A little knowledge could be a dangerous thing?
As far as I can tell, AB 2726 supporters have in mind an exercise that builds on the state-of-the-art in consumption-based carbon accounting in order to track California’s global emissions. On the one hand, it’s hard to argue with bringing more information to this important question. On the other hand, consumption-based accounting comes with some major caveats:
- It’s crude: Input-output analysis lumps very different products into the same aggregate ‘sector’. “Electronics” can include everything from iPhones to large industrial electronics. So estimates of the inputs used to produce the goods we actually import can give us a very misleading number if our basket of imports is not representative of the larger sector.
- It’s messy: Estimating the emissions intensity of every sector in every country inevitably requires a lot of assumptions and guesswork. Even if we could precisely estimate sector-country-specific average emissions factors, the average can mask significant variation within sectors. This recent EI Working Paper shows that for the average manufacturing industry, the difference in output per ton of GHG emissions between the 90th percentile plant and the 10th percentile plant varies by more than 800%.
- It doesn’t do well with change: Estimates are based on past production processes and supply chain configurations. As the world changes (as it tends to do), so do production processes, factor inputs, trade flows. Outdated assumptions can lead to very skewed estimates.
The upshot is that even the best consumption-based accounting practices are blunt, very imprecise, and potentially misleading. The political arena does not do so well with this kind of nuance. Attempts to characterize the huge uncertainty in these estimates could get lost in the policy discourse shuffle. If California does move ahead with this accounting exercise, we’ll need to be very careful about how we consume a consumption-based inventory.
The Montreal Protocol had an approach to dealing with this with respect to CFC emissions–what counted (for a country) was production plus imports minus exports for bulk amounts, amounts in appliances like refrigerators and air conditioners, and amounts used to make products such as using CFCs to clean computer boards.
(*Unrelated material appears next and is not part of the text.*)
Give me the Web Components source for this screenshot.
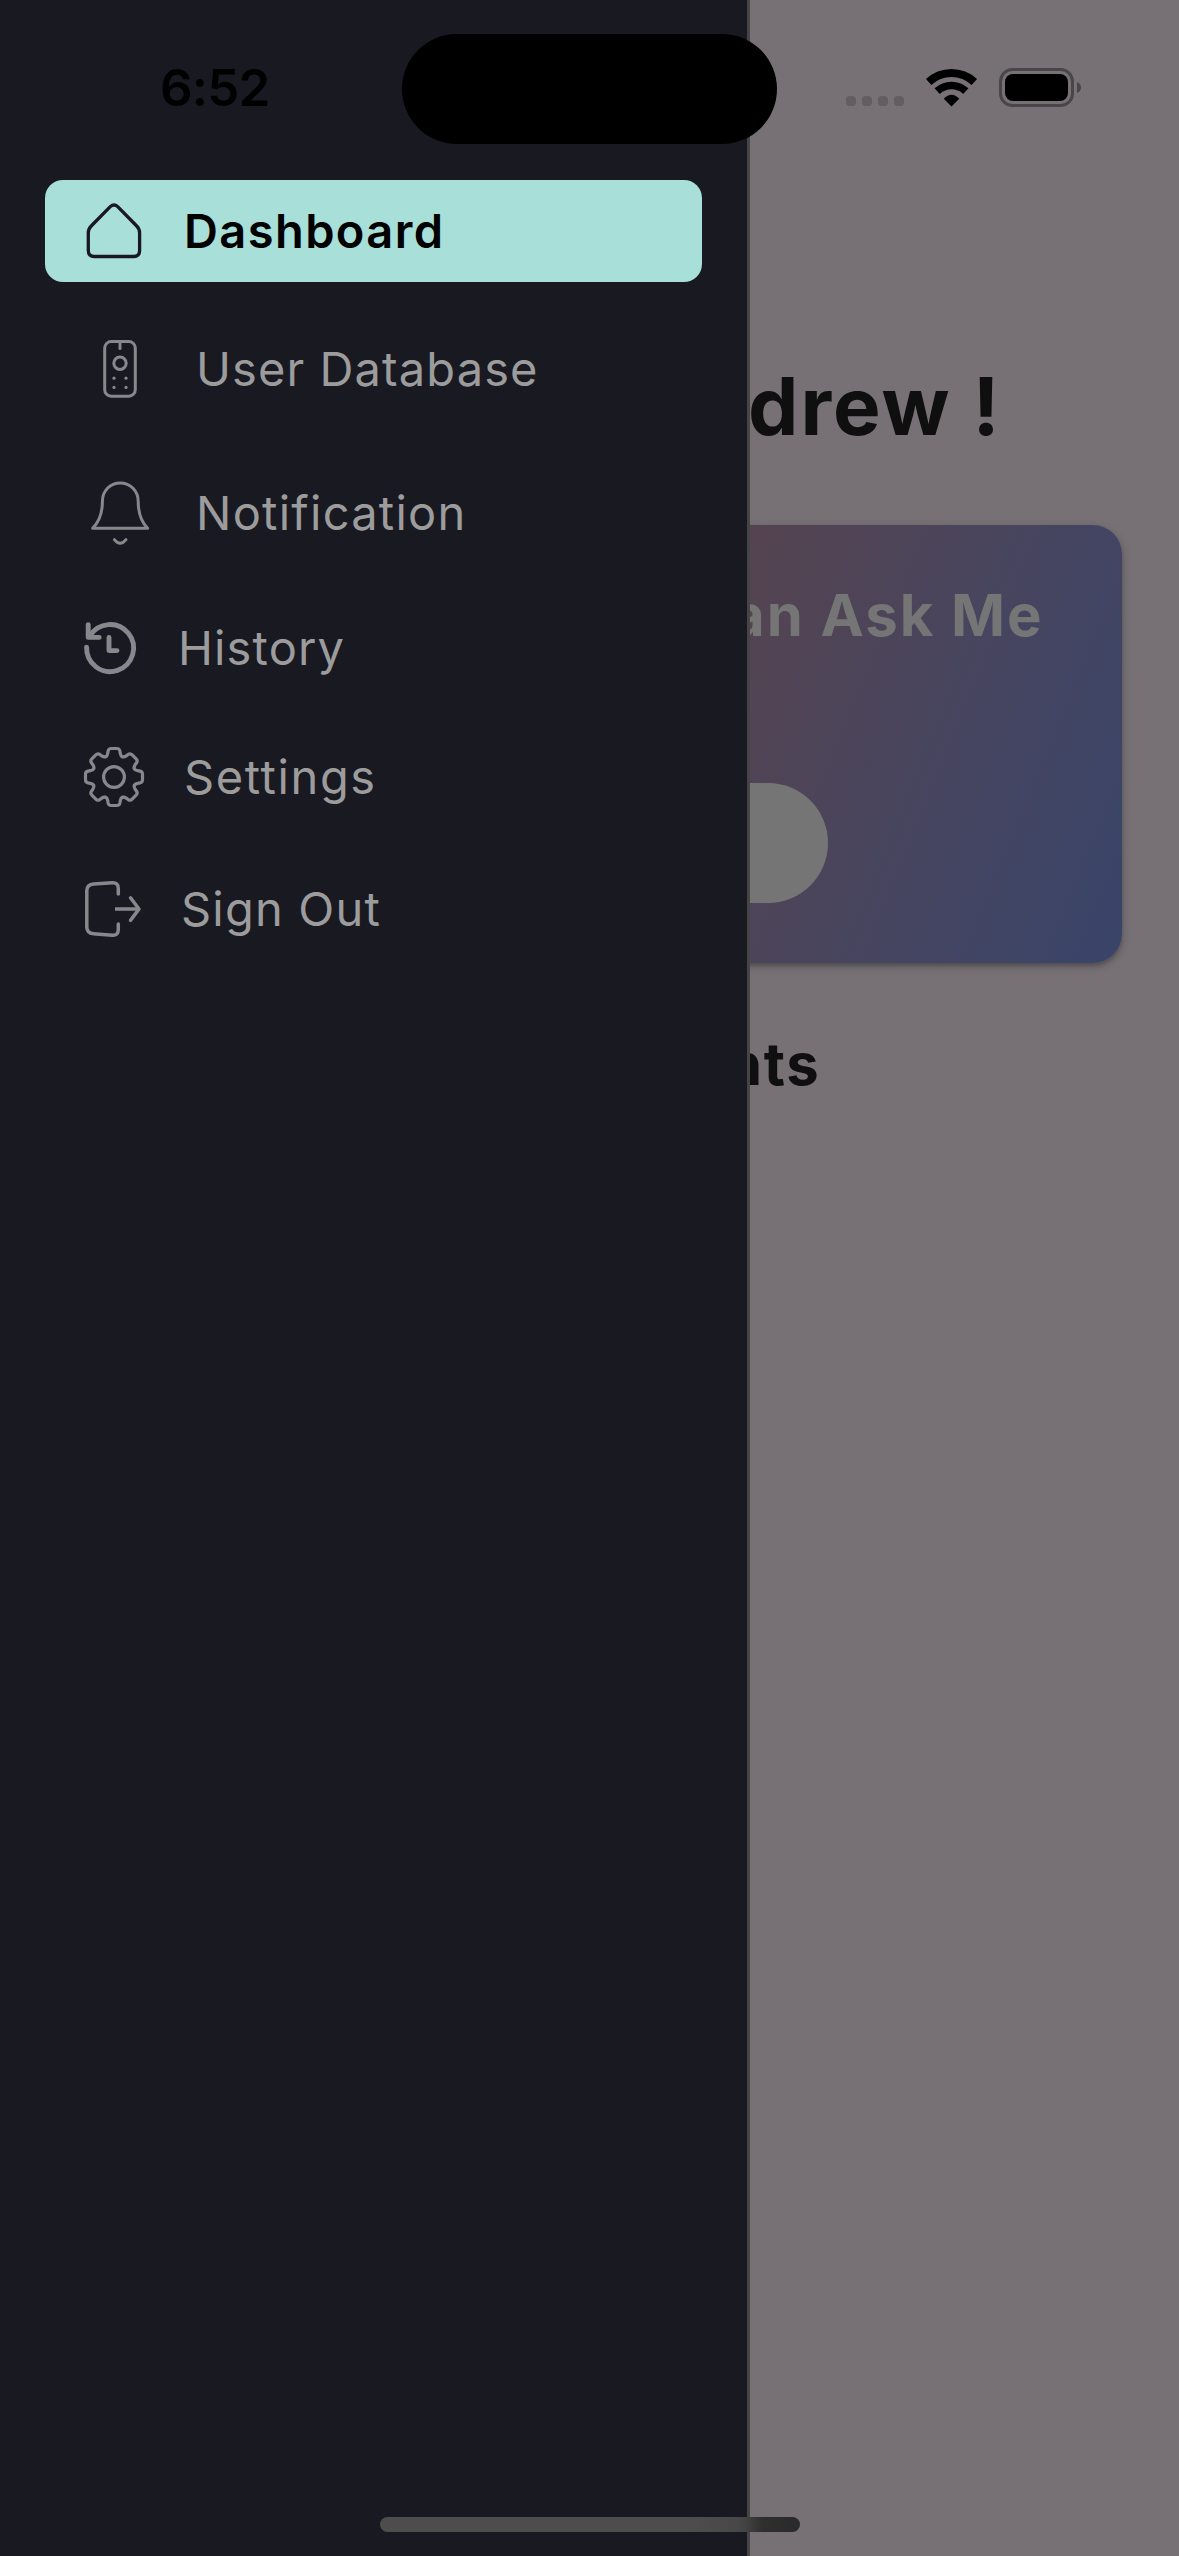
<!DOCTYPE html>
<html lang="en">
<head>
<meta charset="utf-8">
<title>Dashboard</title>
<style>
html,body{margin:0;padding:0}
body{width:1179px;height:2556px;overflow:hidden;font-family:Inter,"Liberation Sans",sans-serif}
</style>
</head>
<body>
<app-screen>
  <home-view></home-view>
  <side-drawer slot="drawer">
    <drawer-item icon="home" active style="--h:102px;--x:100px;--ls:1.4px">Dashboard</drawer-item>
    <drawer-item icon="remote" style="--h:174px;--x:112px;--ls:1.1px">User Database</drawer-item>
    <drawer-item icon="bell" style="--h:114px;--x:112px;--ls:1.25px">Notification</drawer-item>
    <drawer-item icon="history" style="--h:156px;--x:94px;--ls:1.15px">History</drawer-item>
    <drawer-item icon="gear" style="--h:102px;--x:100px;--ls:1.6px">Settings</drawer-item>
    <drawer-item icon="exit" style="--h:162px;--x:97px;--ls:1.2px">Sign Out</drawer-item>
  </side-drawer>
  <status-bar slot="status"></status-bar>
  <home-indicator slot="indicator"></home-indicator>
</app-screen>
<script>
const define = (name, html, setup) => customElements.define(name, class extends HTMLElement {
  constructor() {
    super();
    this.attachShadow({ mode: 'open' }).innerHTML = html;
  }
  connectedCallback() { if (setup) setup(this); }
});

const tooth = 'M-8.4-20.3C-7.1-20.8-6.6-21.8-6.3-23.6L-5.9-26Q-5.4-28.5-2.8-28.5H2.8Q5.4-28.5 5.9-26L6.3-23.6C6.6-21.8 7.1-20.8 8.4-20.3';
const gear = [0, 45, 90, 135, 180, 225, 270, 315].map(a => `<path d="${tooth}" transform="rotate(${a})"/>`).join('');
const icons = {
  home: '<path stroke-width="3.3" d="M4.3 35Q4.3 30.8 7.2 28L26.3 8.6Q30 5.2 33.7 8.6L52.7 28Q55.6 30.8 55.6 35V52.5Q55.6 58.5 49.6 58.5H10.3Q4.3 58.5 4.3 52.5Z"/>',
  remote: '<g stroke-width="3"><rect x="20.7" y="5.6" width="30.6" height="54.6" rx="6.5"/><path d="M36 6v6.5"/><circle cx="36" cy="27.2" r="6.2"/></g><g fill="currentColor" stroke="none"><circle cx="30" cy="42.2" r="1.6"/><circle cx="42" cy="42.2" r="1.6"/><circle cx="30" cy="51.4" r="1.6"/><circle cx="42" cy="51.4" r="1.6"/></g>',
  bell: '<g stroke-width="3"><path d="M18.4 21.5C18.4 11 26 3 36.2 3S54.2 11 54.2 21.5C54.2 33.5 57 41.5 63.6 48.3H8.6C15.4 41.5 18.4 33.5 18.4 21.5Z"/><path d="M30.4 59.6Q36.2 67 42 59.6"/></g>',
  history: '<g stroke-width="4.9"><path d="M2.6 32.2A23.5 23.5 0 1 0 5.9 21"/><path d="M4.2 9.6V22.4H15.2"/><path d="M25 22.4V35.6H33"/></g>',
  gear: `<g stroke-width="3.2" transform="translate(30 33)">${gear}<circle r="10.4"/></g>`,
  exit: '<g stroke-width="3.5"><path d="M34.3 18V12.5Q34.3 6.4 28.3 6.7L9.5 8Q2.8 8.6 2.8 14.8V51Q2.8 57.2 9.5 57.8L28.3 59.2Q34.3 59.6 34.3 53.5V48"/><path stroke-linecap="butt" d="M31 33H54"/><path d="M46.5 21.8L55 33L46.5 44.4"/></g>'
};

define('app-screen', `
<style>
:host{display:block;position:relative;width:1179px;height:2556px;overflow:hidden;background:#777175}
.layer{position:absolute}
.drawer{inset:0 auto 0 0}
.status{inset:0 0 auto 0}
.indicator{left:0;right:0;bottom:24px}
</style>
<slot></slot>
<div class="layer drawer"><slot name="drawer"></slot></div>
<div class="layer status"><slot name="status"></slot></div>
<div class="layer indicator"><slot name="indicator"></slot></div>`);

define('status-bar', `
<style>
:host{display:flex;height:178px;box-sizing:border-box;padding-top:33px;color:#000}
.time{width:402px;height:111px;box-sizing:border-box;padding-left:160px;font-size:51px;font-weight:600;line-height:110px;letter-spacing:-.8px}
.island{width:375px;height:110px;margin-top:1px;border-radius:55px;background:#000}
.right{display:flex;margin-left:69px;height:111px}
.dots{display:flex;gap:6px;margin-top:63px}
.dots i{width:10px;height:10px;border-radius:4px;background:#625d60}
.wifi{margin:36px 0 0 22px}
.battery{margin:35px 0 0 21px}
svg{display:block}
</style>
<div class="time">6:52</div>
<div class="island"></div>
<div class="right">
  <div class="dots"><i></i><i></i><i></i><i></i></div>
  <svg class="wifi" width="52" height="38" viewBox="0 0 52 38" fill="none" stroke="#000">
    <path stroke-width="8" d="M2.7 13A33.5 33.5 0 0 1 48.3 13"/>
    <path stroke-width="7.7" d="M11.2 22.1A21 21 0 0 1 39.8 22.1"/>
    <path fill="#000" stroke="none" d="M25.5 37.5L17.8 29.7Q25.5 21.8 33.2 29.7Z"/>
  </svg>
  <svg class="battery" width="83" height="39" viewBox="0 0 83 39">
    <rect x="1.5" y="1.5" width="72" height="36" rx="12" fill="none" stroke="#49464a" stroke-width="3"/>
    <rect x="6" y="6" width="63" height="27" rx="8"/>
    <path fill="#49464a" d="M78 14Q82 15.500 82 19.500T78 25Z"/>
  </svg>
</div>`);

define('side-drawer', `
<style>
:host{display:flex;flex-direction:column;width:750px;height:2556px;box-sizing:border-box;padding:180px 45px 0;background:#191922;border-right:3px solid #454545}
</style>
<slot></slot>`);

define('drawer-item', `
<style>
:host{display:flex;align-items:center;height:var(--h);flex:none;width:657px;box-sizing:border-box;padding-left:39px;border-radius:18px;color:#88888c}
:host([active]){background:#a9dfd9;color:#191822}
.icon{width:0;flex:none}
svg{display:block;overflow:visible}
.label{padding-left:var(--x);font-size:47px;line-height:60px;letter-spacing:var(--ls);color:#9c9c9c;white-space:nowrap}
:host([active]) .label{color:#000;font-weight:600}
</style>
<div class="icon"><svg width="72" height="66" viewBox="0 0 72 66" fill="none" stroke="currentColor" stroke-linecap="round" stroke-linejoin="round"></svg></div>
<div class="label"><slot></slot></div>`,
  el => { el.shadowRoot.querySelector('svg').innerHTML = icons[el.getAttribute('icon')]; });

define('home-view', `
<style>
:host{display:flex;flex-direction:column;height:2556px;box-sizing:border-box;padding:356px 57px 0;white-space:nowrap}
h1,h2,p{margin:0}
h1{height:169px;padding-left:691px;font-size:80px;line-height:100px;font-weight:700;letter-spacing:2px;color:#0f0f0f}
.card{display:flex;flex-direction:column;height:438px;border-radius:29px;box-sizing:border-box;padding-top:50px;background:linear-gradient(112.4deg,#584450 45%,#554450 56%,#464560 80%,#394469 100%);box-shadow:0 3px 9px rgba(0,0,0,.25),0 3px 3px rgba(0,0,0,.12)}
p{height:208px;padding-left:674px;font-size:58px;line-height:80px;font-weight:700;letter-spacing:2px;color:#757575}
.pill{width:300px;height:120px;margin-left:471px;border-radius:60px;background:#757575}
h2{margin-top:61px;padding-left:669px;font-size:58px;line-height:80px;font-weight:700;letter-spacing:1.7px;color:#0f0f0f}
</style>
<h1>drew !</h1>
<div class="card"><p>an Ask Me</p><div class="pill"></div></div>
<h2>nts</h2>`);

define('home-indicator', `
<style>
:host{display:flex;justify-content:center;box-sizing:border-box;padding-left:1px}
div{width:420px;height:15px;border-radius:8px;background:linear-gradient(90deg,#4d4d4d 74%,#484848 85%,#434343 87%,#2f2f2f 91%,#2a2a2a 100%)}
</style>
<div></div>`);
</script>
</body>
</html>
It was a very ambitious proposal that in the end never was really used as with discovery of the Antarctic Ozone Hole with the decision in the various amendments to completely phase out production of CFCs. One could contemplate doing this for GHG emissions, but it would get very, very complicated–and one has to consider both imports and exports. To get around the complexities, the UNFCCC practice is to just count emissions from a country and not try to do the transfers. Yes, this can seem unfair, but the complications of the other approach are very extreme–how would one attribute the emissions from making medicines for others, for the energy those workers use to get to their jobs, the food they eat to survive and where that all comes from, and on and on. For this reason, what economists have urged is to just put a price on carbon, so a tax or permit cost on the extraction of a fossil fuel like oil from the ground, and the let the cost propagate through the economy.
Let’s not forget the 10 gigawatts of electricity California imports all night from neighboring states? What do you bet
that carbon is not accounted for?
RFF has done work on carbon-based tariffs or border adjustments to account for these issues: http://www.rff.org/files/document/file/RFF-DP-16-09.pdf
If we’re talking about using consumption-based emissions to set policy, shouldn’t we then try to understand the marginal emissions impact of imported goods? This could be quite different from the “sector-country-specific average emissions factors.” This would also be much harder to calculate but would be based on the actual concept that should be addressed. Has this point been raised in California’s policy debate or in any academic research?
Great point in harnessing the power of Cali’s economy.